Proof: Suppose not, for some $u\in A$ we have $\varphi(u)=1$, then $\varphi$ has a kernel which is of co-dimension $1$, that is a proper linear subspace and $A=\ker\varphi\oplus\lbrace 0,u\rbrace$. However by the previous claim we have that $\ker\varphi$ has dimension $\kappa$ at most, and without the axiom of choice $\kappa+1=\kappa$, thus deriving contradiction to the fact that $A$ is not spanned by $\kappa$ many vectors.
Aftermath: There was indeed some trouble in my original proof, after some extensive work in the past two days I came to a very similar idea. However with the very generous help of Theo Buehler which helped me find the original paper and translate parts, I studied Läuchli's original proof and concluded his arguments are sleek and nicer than mine.
While this cannot be transferred to $ZF$ using the Jech-Sochor embedding theorem (since $DC_\kappa$ is not a bounded statement), I am not sure that Pincus' transfer theorem won't work, or how difficult a straightforward forcing argument would be.
Lastly, the original Läuchli model is where $\lambda=\aleph_0$ and he goes on to prove that there are no non-scalar endomorphisms. In the case where we use $\mathbb F=\mathbb F_2$ and $\lambda=\aleph_0$ we have that this vector space is indeed amorphous which in turn implies that very little choice is in such universe.
Bibliography:
- Läuchli, H. Auswahlaxiom in der Algebra. Commentarii Mathematici Helvetici, vol 37, pp. 1-19.
Best Answer
Let me give an alternative proof of the result in Ron Maimon's answer, that the canonical map $V\to V^{**}$ can consistently, in the absence of the axiom of choice, be surjective. The only technical advantage of my proof is that it uses only the consistency of ZF plus countable choice plus "all sets (in Polish spaces) have the Baire property". That consistency was proved (by Shelah) relative to just ZF, whereas the consistency of "all sets are Lebesgue measurable" needs an inaccessible cardinal. I think my proof is also a bit simpler than the one using measure. (Also, I don't need to mention ultrafilters, which some people might consider an advantage.)

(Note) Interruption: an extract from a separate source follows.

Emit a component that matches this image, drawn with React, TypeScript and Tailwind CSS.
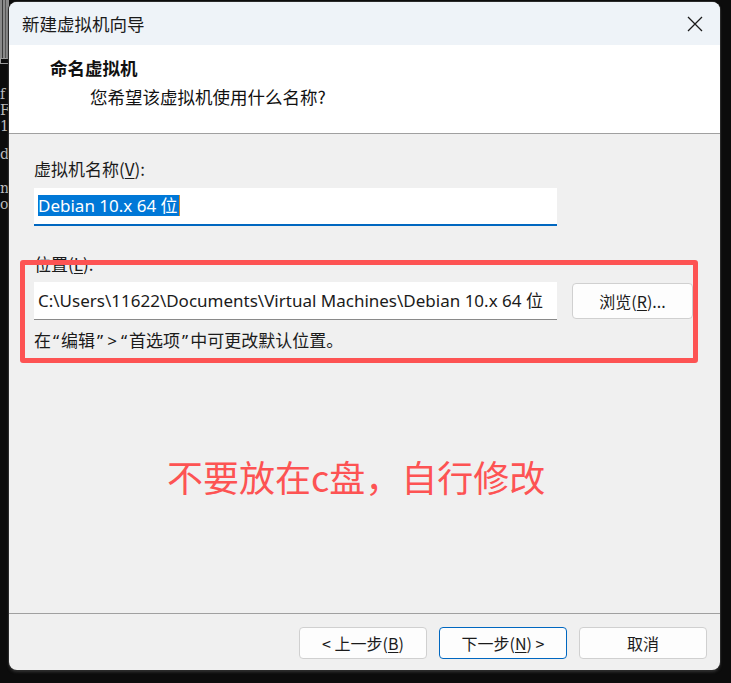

Let $f:V^*\to\mathbb R$ be a linear map, and let me identify $V^*$ with the space of infinite sequences of reals. Topologize $V^*$ with the product topology, where each factor $\mathbb R$ has the usual topology of the reals. That makes $V^*$ a Polish space, so I can use the assumption about Baire category. In particular, if I partition $\mathbb R$ into intervals of length 1, then the inverse images of these intervals under $f$ have the Baire property, and they can't all be meager, by the Baire category theorem. So at least one of them, call it $f^{-1}(I)$, differs by a meager set from a nonempty open set. Inside that nonempty open set, I can find a basic open set of the form `B=$\prod_iU_i$ where, for some $n$, the first $n$ of the factors $U_i$ are intervals of some length $\delta$ and the later factors $U_i$ are $\mathbb R$. For the first $n$ indices $i$, let $U'_i$ be the interval with the same midpoint as $U_i$ but only half the length, and let $B'$ be the product that is like $B$ except using the $U'_i$ instead of the $U_i$ for the first $n$ factors. Consider an arbitrary $z\in V^*$ whose first $n$ components are smaller than $\delta/2$ in absolute value. Then translation by $z$ in $V^*$ maps $B'$ homeomorphically to another subset of $B$. So the two sets $f^{-1}(I)\cap B'$ and $\{x\in B':z+x\in f^{-1}(I)\}$ are both comeager in $B'$ and therefore must intersect. Let $x$ be in their intersection. Both $f(x)$ and $f(z+x)$ are in the interval $I$ of length 1. Subtracting (and remembering that $f$ is linear), we get that $|f(z)|\leq 2$.
Summarizing, we have that $|f(z)|\leq 2$ for all $z\in V^*$ whose first $n$ components are smaller than $\delta/2$ in absolute value. By linearity, if the first $n$ components of $z$ are smaller than $\alpha\delta/2$ in absolute value, for some positive $\alpha$, then $|f(z)|\leq2\alpha$. In particular, if the first $n$ components of $z$ are zero, then so is $f(z)$. That is, the kernel of $f$ includes the subspace $N$ consisting of those $z\in V^*$ whose first $n$ components vanish. So $f$ factors through the quotient $V^*/N$, which is finite-dimensional (in fact, $n$-dimensional). Knowing what linear functionals on finite-dimensional spaces look like, we immediately conclude that $f$ is given by inner product with a member of $V$ (having non-zero components in at most the first $n$ positions).